**Aim**.
Only the pictures are omitted; repeat all other data exactly.
# Source excerpt start
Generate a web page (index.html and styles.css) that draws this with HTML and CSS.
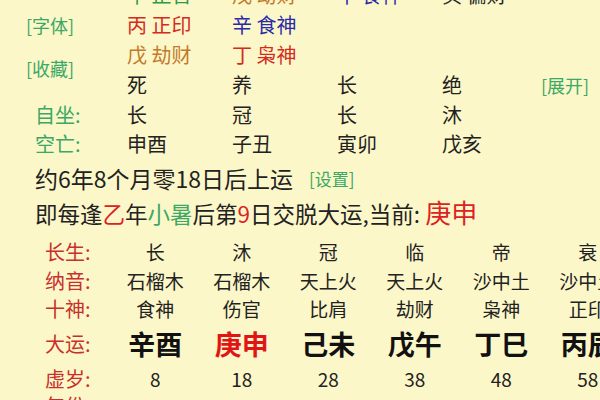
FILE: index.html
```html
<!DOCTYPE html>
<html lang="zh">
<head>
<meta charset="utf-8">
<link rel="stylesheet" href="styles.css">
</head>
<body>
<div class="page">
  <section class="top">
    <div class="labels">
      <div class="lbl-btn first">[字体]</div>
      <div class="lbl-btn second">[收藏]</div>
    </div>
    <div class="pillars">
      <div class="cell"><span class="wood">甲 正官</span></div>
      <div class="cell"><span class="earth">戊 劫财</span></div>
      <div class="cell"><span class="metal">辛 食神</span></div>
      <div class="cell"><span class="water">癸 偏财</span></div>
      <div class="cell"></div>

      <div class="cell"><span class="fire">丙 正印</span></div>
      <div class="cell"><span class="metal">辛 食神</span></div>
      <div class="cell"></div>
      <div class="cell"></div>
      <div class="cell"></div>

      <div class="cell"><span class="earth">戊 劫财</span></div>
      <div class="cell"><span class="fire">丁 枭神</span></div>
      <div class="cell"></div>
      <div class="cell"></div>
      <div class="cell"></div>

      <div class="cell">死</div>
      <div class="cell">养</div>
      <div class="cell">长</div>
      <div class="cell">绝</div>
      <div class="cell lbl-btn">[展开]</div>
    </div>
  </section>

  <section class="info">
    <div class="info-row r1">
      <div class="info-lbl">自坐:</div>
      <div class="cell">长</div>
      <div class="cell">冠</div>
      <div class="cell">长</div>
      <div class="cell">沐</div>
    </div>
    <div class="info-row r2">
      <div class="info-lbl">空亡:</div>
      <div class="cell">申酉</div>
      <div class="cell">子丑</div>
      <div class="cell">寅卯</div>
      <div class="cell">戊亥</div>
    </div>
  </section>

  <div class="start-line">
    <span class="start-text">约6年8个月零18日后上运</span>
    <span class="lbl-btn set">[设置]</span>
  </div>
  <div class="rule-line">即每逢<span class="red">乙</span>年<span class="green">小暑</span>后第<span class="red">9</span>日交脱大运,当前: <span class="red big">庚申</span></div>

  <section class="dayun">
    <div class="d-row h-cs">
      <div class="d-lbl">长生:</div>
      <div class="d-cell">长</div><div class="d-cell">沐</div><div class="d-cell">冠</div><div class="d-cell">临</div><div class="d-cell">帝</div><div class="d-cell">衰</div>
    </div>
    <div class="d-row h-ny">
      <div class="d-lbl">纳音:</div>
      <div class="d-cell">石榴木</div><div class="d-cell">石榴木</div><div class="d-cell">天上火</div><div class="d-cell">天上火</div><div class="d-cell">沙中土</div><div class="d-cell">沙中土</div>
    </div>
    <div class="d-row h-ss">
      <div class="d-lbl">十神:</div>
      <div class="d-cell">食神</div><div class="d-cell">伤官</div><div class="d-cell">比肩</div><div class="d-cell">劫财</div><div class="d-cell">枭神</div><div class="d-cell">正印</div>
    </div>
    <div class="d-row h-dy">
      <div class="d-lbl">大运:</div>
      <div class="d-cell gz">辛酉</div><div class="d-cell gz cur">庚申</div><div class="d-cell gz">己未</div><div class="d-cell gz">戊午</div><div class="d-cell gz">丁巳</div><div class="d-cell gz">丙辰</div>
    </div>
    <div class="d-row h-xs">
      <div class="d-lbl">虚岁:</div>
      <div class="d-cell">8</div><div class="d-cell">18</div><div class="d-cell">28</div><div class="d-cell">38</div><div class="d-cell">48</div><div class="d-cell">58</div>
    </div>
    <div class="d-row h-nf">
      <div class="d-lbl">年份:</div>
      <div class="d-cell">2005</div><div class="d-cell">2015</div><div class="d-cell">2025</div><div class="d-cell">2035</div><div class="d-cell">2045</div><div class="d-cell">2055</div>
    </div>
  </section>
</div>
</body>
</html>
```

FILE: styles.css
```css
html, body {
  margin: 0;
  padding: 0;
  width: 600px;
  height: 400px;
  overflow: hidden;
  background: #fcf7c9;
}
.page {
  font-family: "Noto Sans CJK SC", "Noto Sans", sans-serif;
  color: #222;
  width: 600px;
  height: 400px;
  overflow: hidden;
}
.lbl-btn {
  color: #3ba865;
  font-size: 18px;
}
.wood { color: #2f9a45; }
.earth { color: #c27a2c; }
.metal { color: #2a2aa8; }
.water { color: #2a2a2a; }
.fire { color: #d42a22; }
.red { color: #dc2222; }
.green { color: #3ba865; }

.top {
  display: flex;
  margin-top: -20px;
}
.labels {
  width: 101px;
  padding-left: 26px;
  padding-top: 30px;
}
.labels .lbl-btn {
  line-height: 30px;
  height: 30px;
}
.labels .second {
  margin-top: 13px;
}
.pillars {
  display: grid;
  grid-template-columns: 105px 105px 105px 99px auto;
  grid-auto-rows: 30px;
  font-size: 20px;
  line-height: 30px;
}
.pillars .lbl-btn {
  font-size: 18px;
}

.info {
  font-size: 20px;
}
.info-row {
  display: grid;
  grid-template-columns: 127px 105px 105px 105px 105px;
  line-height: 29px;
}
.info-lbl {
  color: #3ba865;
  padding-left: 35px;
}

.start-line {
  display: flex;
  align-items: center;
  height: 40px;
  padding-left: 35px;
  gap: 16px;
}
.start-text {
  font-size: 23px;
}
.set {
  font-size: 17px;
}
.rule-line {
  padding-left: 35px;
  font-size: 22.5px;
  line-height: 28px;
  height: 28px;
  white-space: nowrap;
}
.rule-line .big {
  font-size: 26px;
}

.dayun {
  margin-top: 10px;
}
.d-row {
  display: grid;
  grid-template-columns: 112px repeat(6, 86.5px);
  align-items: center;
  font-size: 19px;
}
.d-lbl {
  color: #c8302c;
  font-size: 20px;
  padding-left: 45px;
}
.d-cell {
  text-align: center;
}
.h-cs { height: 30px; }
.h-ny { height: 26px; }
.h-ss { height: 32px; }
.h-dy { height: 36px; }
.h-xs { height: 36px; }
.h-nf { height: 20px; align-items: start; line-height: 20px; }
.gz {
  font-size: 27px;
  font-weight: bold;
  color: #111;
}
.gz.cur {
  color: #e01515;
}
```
# Source excerpt end
**Written solution**.
Generate a web page (index.html and styles.css) that draws this with HTML and CSS.
FILE: index.html
```html
<!DOCTYPE html>
<html lang="zh">
<head>
<meta charset="utf-8">
<link rel="stylesheet" href="styles.css">
</head>
<body>
<div class="page">
  <section class="top">
    <div class="labels">
      <div class="lbl-btn first">[字体]</div>
      <div class="lbl-btn second">[收藏]</div>
    </div>
    <div class="pillars">
      <div class="cell"><span class="wood">甲 正官</span></div>
      <div class="cell"><span class="earth">戊 劫财</span></div>
      <div class="cell"><span class="metal">辛 食神</span></div>
      <div class="cell"><span class="water">癸 偏财</span></div>
      <div class="cell"></div>

      <div class="cell"><span class="fire">丙 正印</span></div>
      <div class="cell"><span class="metal">辛 食神</span></div>
      <div class="cell"></div>
      <div class="cell"></div>
      <div class="cell"></div>

      <div class="cell"><span class="earth">戊 劫财</span></div>
      <div class="cell"><span class="fire">丁 枭神</span></div>
      <div class="cell"></div>
      <div class="cell"></div>
      <div class="cell"></div>

      <div class="cell">死</div>
      <div class="cell">养</div>
      <div class="cell">长</div>
      <div class="cell">绝</div>
      <div class="cell lbl-btn">[展开]</div>
    </div>
  </section>

  <section class="info">
    <div class="info-row r1">
      <div class="info-lbl">自坐:</div>
      <div class="cell">长</div>
      <div class="cell">冠</div>
      <div class="cell">长</div>
      <div class="cell">沐</div>
    </div>
    <div class="info-row r2">
      <div class="info-lbl">空亡:</div>
      <div class="cell">申酉</div>
      <div class="cell">子丑</div>
      <div class="cell">寅卯</div>
      <div class="cell">戊亥</div>
    </div>
  </section>

  <div class="start-line">
    <span class="start-text">约6年8个月零18日后上运</span>
    <span class="lbl-btn set">[设置]</span>
  </div>
  <div class="rule-line">即每逢<span class="red">乙</span>年<span class="green">小暑</span>后第<span class="red">9</span>日交脱大运,当前: <span class="red big">庚申</span></div>

  <section class="dayun">
    <div class="d-row h-cs">
      <div class="d-lbl">长生:</div>
      <div class="d-cell">长</div><div class="d-cell">沐</div><div class="d-cell">冠</div><div class="d-cell">临</div><div class="d-cell">帝</div><div class="d-cell">衰</div>
    </div>
    <div class="d-row h-ny">
      <div class="d-lbl">纳音:</div>
      <div class="d-cell">石榴木</div><div class="d-cell">石榴木</div><div class="d-cell">天上火</div><div class="d-cell">天上火</div><div class="d-cell">沙中土</div><div class="d-cell">沙中土</div>
    </div>
    <div class="d-row h-ss">
      <div class="d-lbl">十神:</div>
      <div class="d-cell">食神</div><div class="d-cell">伤官</div><div class="d-cell">比肩</div><div class="d-cell">劫财</div><div class="d-cell">枭神</div><div class="d-cell">正印</div>
    </div>
    <div class="d-row h-dy">
      <div class="d-lbl">大运:</div>
      <div class="d-cell gz">辛酉</div><div class="d-cell gz cur">庚申</div><div class="d-cell gz">己未</div><div class="d-cell gz">戊午</div><div class="d-cell gz">丁巳</div><div class="d-cell gz">丙辰</div>
    </div>
    <div class="d-row h-xs">
      <div class="d-lbl">虚岁:</div>
      <div class="d-cell">8</div><div class="d-cell">18</div><div class="d-cell">28</div><div class="d-cell">38</div><div class="d-cell">48</div><div class="d-cell">58</div>
    </div>
    <div class="d-row h-nf">
      <div class="d-lbl">年份:</div>
      <div class="d-cell">2005</div><div class="d-cell">2015</div><div class="d-cell">2025</div><div class="d-cell">2035</div><div class="d-cell">2045</div><div class="d-cell">2055</div>
    </div>
  </section>
</div>
</body>
</html>
```

FILE: styles.css
```css
html, body {
  margin: 0;
  padding: 0;
  width: 600px;
  height: 400px;
  overflow: hidden;
  background: #fcf7c9;
}
.page {
  font-family: "Noto Sans CJK SC", "Noto Sans", sans-serif;
  color: #222;
  width: 600px;
  height: 400px;
  overflow: hidden;
}
.lbl-btn {
  color: #3ba865;
  font-size: 18px;
}
.wood { color: #2f9a45; }
.earth { color: #c27a2c; }
.metal { color: #2a2aa8; }
.water { color: #2a2a2a; }
.fire { color: #d42a22; }
.red { color: #dc2222; }
.green { color: #3ba865; }

.top {
  display: flex;
  margin-top: -20px;
}
.labels {
  width: 101px;
  padding-left: 26px;
  padding-top: 30px;
}
.labels .lbl-btn {
  line-height: 30px;
  height: 30px;
}
.labels .second {
  margin-top: 13px;
}
.pillars {
  display: grid;
  grid-template-columns: 105px 105px 105px 99px auto;
  grid-auto-rows: 30px;
  font-size: 20px;
  line-height: 30px;
}
.pillars .lbl-btn {
  font-size: 18px;
}

.info {
  font-size: 20px;
}
.info-row {
  display: grid;
  grid-template-columns: 127px 105px 105px 105px 105px;
  line-height: 29px;
}
.info-lbl {
  color: #3ba865;
  padding-left: 35px;
}

.start-line {
  display: flex;
  align-items: center;
  height: 40px;
  padding-left: 35px;
  gap: 16px;
}
.start-text {
  font-size: 23px;
}
.set {
  font-size: 17px;
}
.rule-line {
  padding-left: 35px;
  font-size: 22.5px;
  line-height: 28px;
  height: 28px;
  white-space: nowrap;
}
.rule-line .big {
  font-size: 26px;
}

.dayun {
  margin-top: 10px;
}
.d-row {
  display: grid;
  grid-template-columns: 112px repeat(6, 86.5px);
  align-items: center;
  font-size: 19px;
}
.d-lbl {
  color: #c8302c;
  font-size: 20px;
  padding-left: 45px;
}
.d-cell {
  text-align: center;
}
.h-cs { height: 30px; }
.h-ny { height: 26px; }
.h-ss { height: 32px; }
.h-dy { height: 36px; }
.h-xs { height: 36px; }
.h-nf { height: 20px; align-items: start; line-height: 20px; }
.gz {
  font-size: 27px;
  font-weight: bold;
  color: #111;
}
.gz.cur {
  color: #e01515;
}
```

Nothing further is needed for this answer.